Tra il 1926 e il 1932 realizzò i giardini nell’area delle Terme di Traiano sul Colle Oppio, per un’estensione di circa 20 ettari; la scoperta di una sorgente fornì l’opportunità per la realizzazione di fontane e giochi d’acqua.
Tanti anche i progetti non realizzati come quello per il Ponte lungo (1924), per la nuova Accademia di Belle Arti a Valle Giulia (1930), per teatro all’aperto a Villa Celimontana. (1930), per il monumento delle diciotto regioni italiche e delle colonie d’oltremare (1942), per il Parco all’Acqua Santa per Umberto Palazzotti (1947), per la Mostra d’acqua del Peschiera a Monte Mario (1949), per il serbatoio d’acqua per l’Eur (1950), per il Parco dantesco di Monte Mario (1951).
Non ha fatto mancare il suo apporto per progetti relativi alla sua terra natale. Negli anni 1906 e 1907 ha lavorato presso l’ufficio di Lino De Cecco, ingegnere capo dell’ufficio tecnico di Castellammare Adriatico (oggi Pescara), dove ha anche conosciuto Gabriele D’Annunzio. Poi ha firmato il progetto per l’Istituto tecnico di Guardiagrele. Nel 1938 ha realizzato il progetto per Villa Acerbo a Caprara d’Abruzzo (restauro e sistemazione del parco). Nel 1941 ha progettato il restauro della Chiesa della Madonna della Libera nella sua città, Penne.
Nella sua vita ha collaborato con importanti professionisti come Gustavo Giovannoni, Antonio Muñoz, Marcello Piacentini, Corrado Ricci, Paolo Salatino.
Ha sposato Maria Ravaglia da cui ha avuto quattro figli: Fabrizio (divenuto architetto, 1912-2007), Giuliana, Marella e Fabio. Ha vissuto al Casale del Graziano a villa Borghese.
Fuori Roma ha firmato il padiglione di Roma alla Esposizione Internazionale di Torino. (Mostra di Floricoltura e Giardinaggio), Villa Lina-Igliori a Ronciglione (Viterbo) e la tomba della famiglia Talenti a Nettuno (1936)

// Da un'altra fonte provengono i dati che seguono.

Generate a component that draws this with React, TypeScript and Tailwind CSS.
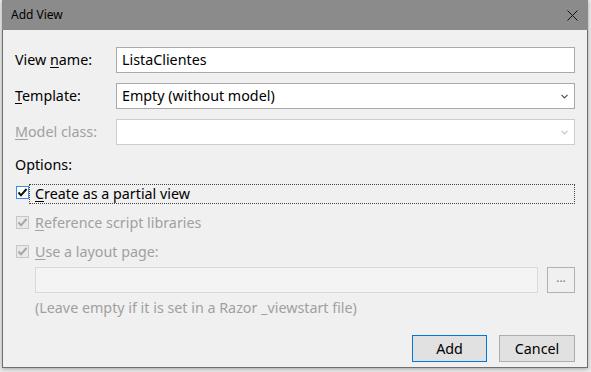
import type { ReactNode } from 'react';

function Chevron({ disabled }: { disabled?: boolean }) {
	return (
		<svg width="7" height="5" viewBox="0 0 7 5" className="shrink-0">
			<polyline
				points="0.5,0.8 3.5,3.8 6.5,0.8"
				fill="none"
				stroke={disabled ? '#c4c4c4' : '#505050'}
				strokeWidth="1.2"
			/>
		</svg>
	);
}

function CheckBox({ disabled }: { disabled?: boolean }) {
	return (
		<span
			className={
				disabled
					? 'flex h-[13px] w-[13px] shrink-0 items-center justify-center border border-[#c6c6c6] bg-[#e9e9e9]'
					: 'flex h-[13px] w-[13px] shrink-0 items-center justify-center border border-[#3b8be0] bg-white'
			}
		>
			<svg width="11" height="11" viewBox="0 0 11 11">
				<polyline
					points="1.5,5.5 4,8.3 9.5,2"
					fill="none"
					stroke={disabled ? '#a6a6a6' : '#111111'}
					strokeWidth="2"
				/>
			</svg>
		</span>
	);
}

// label with an underlined access key, like WinForms does
function Key({ k, rest }: { k: string; rest: string }) {
	return (
		<>
			<span className="underline underline-offset-2 decoration-1">{k}</span>
			{rest}
		</>
	);
}

function Row({ label, children, disabled }: { label: ReactNode; children: ReactNode; disabled?: boolean }) {
	return (
		<div className="flex h-[26px] items-center">
			<span className={`w-[101px] shrink-0 ${disabled ? 'text-[#a0a0a0]' : 'text-black'}`}>{label}</span>
			{children}
		</div>
	);
}

export default function App() {
	return (
		<div
			className="h-[372px] w-[591px] overflow-hidden bg-[#ebebeb] pl-[2px] text-[14.3px] leading-[20px] text-black"
			style={{ fontFamily: '"Noto Sans", "Open Sans", sans-serif' }}
		>
			<div className="flex h-[368px] w-[586px] flex-col shadow-[0_1px_4px_rgba(0,0,0,0.3)]">
				{/* title bar */}
				<div className="flex h-[30px] shrink-0 items-center justify-between bg-[#8b8b8b] pl-[9px] pr-[10px]">
					<span className="text-[12px] text-black">Add View</span>
					<svg width="11" height="11" viewBox="0 0 11 11">
						<path d="M0.5 0.5 L10.5 10.5 M10.5 0.5 L0.5 10.5" stroke="#111" strokeWidth="1" />
					</svg>
				</div>

				<div className="flex flex-1 flex-col border-x border-b border-[#6e6e6e] bg-[#f0f0f0] pl-[12px] pr-[12px] pt-[17px]">
					<Row label={<>View <Key k="n" rest="ame:" /></>}>
						<div className="flex h-full flex-1 items-center border border-[#a9a9a9] bg-white pl-[5px]">ListaClientes</div>
					</Row>

					<div className="mt-[10px]">
						<Row label={<Key k="T" rest="emplate:" />}>
							<div className="flex h-full flex-1 items-center justify-between border border-[#a9a9a9] bg-white pl-[5px] pr-[6px]">
								<span>Empty (without model)</span>
								<Chevron />
							</div>
						</Row>
					</div>

					<div className="mt-[10px]">
						<Row disabled label={<Key k="M" rest="odel class:" />}>
							<div className="flex h-full flex-1 items-center justify-end border border-[#cccccc] bg-white pr-[6px]">
								<Chevron disabled />
							</div>
						</Row>
					</div>

					<div className="mt-[10px] h-[20px]">Options:</div>

					<div className="mt-[9px] flex h-[20px] items-start pl-[1px]">
						<span className="mt-[2px]">
							<CheckBox />
						</span>
						<span className="flex h-[20px] flex-1 items-center border border-dotted border-[#444] pl-[5px]">
							<Key k="C" rest="reate as a partial view" />
						</span>
					</div>

					<div className="mt-[9px] flex h-[20px] items-start pl-[1px] text-[#a0a0a0]">
						<span className="mt-[3px]">
							<CheckBox disabled />
						</span>
						<span className="ml-[6px]">
							<Key k="R" rest="eference script libraries" />
						</span>
					</div>

					<div className="mt-[9px] flex h-[20px] items-start pl-[1px] text-[#a0a0a0]">
						<span className="mt-[3px]">
							<CheckBox disabled />
						</span>
						<span className="ml-[6px]">
							<Key k="U" rest="se a layout page:" />
						</span>
					</div>

					<div className="ml-[20px] mt-[5px] flex h-[26px] gap-[9px]">
						<div className="flex-1 border border-[#d9d9d9] bg-[#f4f4f4]" />
						<div className="flex w-[28px] items-center justify-center border border-[#b0b0b0] bg-[#f0f0f0] pb-[4px] text-[12px] text-[#7a7a7a]">
							...
						</div>
					</div>

					<div className="ml-[20px] mt-[5px] h-[20px] text-[#a0a0a0]">
						(Leave empty if it is set in a Razor _viewstart file)
					</div>

					<div className="mt-[17px] flex justify-end gap-[12px]">
						<button className="h-[27px] w-[75px] border border-[#0078d7] bg-[#e1e1e1] text-black">Add</button>
						<button className="h-[27px] w-[76px] border border-[#adadad] bg-[#e1e1e1] text-black">Cancel</button>
					</div>
				</div>
			</div>
		</div>
	);
}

Per approfondire la conoscenza dell’architetto abruzzese si può ricorrere al libro su di lui dal nipote, l’architetto Massimo de Vico Fallani. Vi si può trovare, tra l’altro, la lettera con cui un’amministrazione particolarmente sensibile e attenta verso il ruolo, estetico, sociale e funzionale, del verde pubblico (altri tempi), scriveva: “Premesso che l’amministrazione comunale ha sempre rivolto le sue più assidue cure al problema quanto mai delicato e importante dei giardini e delle passeggiate pubbliche della nostra città….il regio commissario delibera di affidare al Prof. Raffaele de Vico l’incarico della consulenza artistica per i pubblici giardini e le pubbliche passeggiate… per detto incarico verrà corrisposto un onorario mensile di lire 1000″.